The decision by Judge Donald Hebert granted a preliminary injunction request in a lawsuit filed last month by Alderman Reggie Tatum that sought to overturn a June 14 decision by the Board of Alderman that replaced him as mayor pro tem with Alderman Julius Alsandor.
Hebert signed a temporary restraining order last week that blocked Tatum’s removal as mayor pro tem until a court hearing could be held in the matter.
In his ruling Friday, Hebert mainly found issues with a revised June 14 meeting agenda item which Hebert said lacked specific wording that might have alerted Tatum that a discussion of the appointed position would occur.
Hebert also ruled he found no evidence of “deceptive intent” in the wording of the agenda item and that the city was not obligated under the state’s open meetings law to publish a revised agenda 24 hours before the state of the June 14 meeting.
Hebert said Mayor Donald Cravins Sr., Alsandor and Aldermen Louis Butler Jr. and Jacqueline Martin, named as defendants in Tatum’s lawsuit, have 72 hours to file objections to his ruling.
Trial testimony indicated Tatum was recommended in January by Cravins to become mayor pro tem. A unanimous vote by the aldermen at the meeting followed, electing Tatum.
Tatum’s removal came after “yes” votes by Alsandor, Butler and Martin. Aldermen Blair Briggs, Joe Charles and Tatum abstained.
Following an opinion from city attorney Pride Doran, which said that votes to abstain should be considered “no” votes, Cravins cast the tie-breaking vote that removed Tatum.
Tatum testified Friday he was “blindsided” by a motion made by Alsandor on June 14 to remove him as mayor pro tem or that the item would even be discussed.
Discussion of the mayor pro tem item wasn’t specified on the revised agenda, which was emailed to him less than three hours before the start of the meeting, Tatum testified.

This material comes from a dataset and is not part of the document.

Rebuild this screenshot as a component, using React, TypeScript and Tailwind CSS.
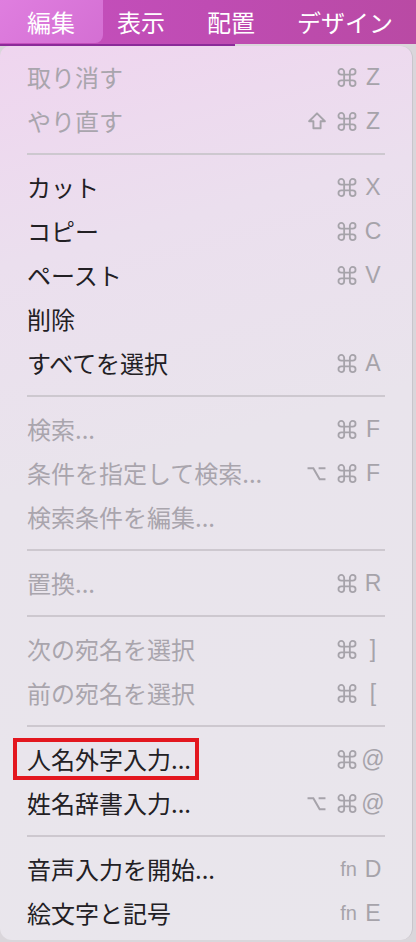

City Clerk Karen Frank testified that the revised agenda item stated, “discussion of the mayor’s board appointment.” She also testified that Cravins instructed her to place the item on the agenda and submit it to the aldermen.
Tatum testified that he would have not voted to accept the agenda amendment to discuss board appointments if he knew beforehand that it included discussion of the mayor pro tem position.
Alsandor, Butler and Martin all testified that they were told by Cravins at different times before the June 14 meeting that the mayor pro tem position would be a discussion item.
All three testified that Cravins did not ask them to vote for removing Tatum.
None of the three indicated in trial testimony why they voted against Tatum.
Cravins testified that he attempted to “reach out to Tatum” about what Cravins perceived as Tatum’s attitude about his role as alderman.
“I thought we could bury the hatchet and move forward. I got no response (from Tatum),” Cravins testified.
Tatum has been part of a three-man group investigating the Opelousas Housing Authority, whose appointments were made primarily by Cravins.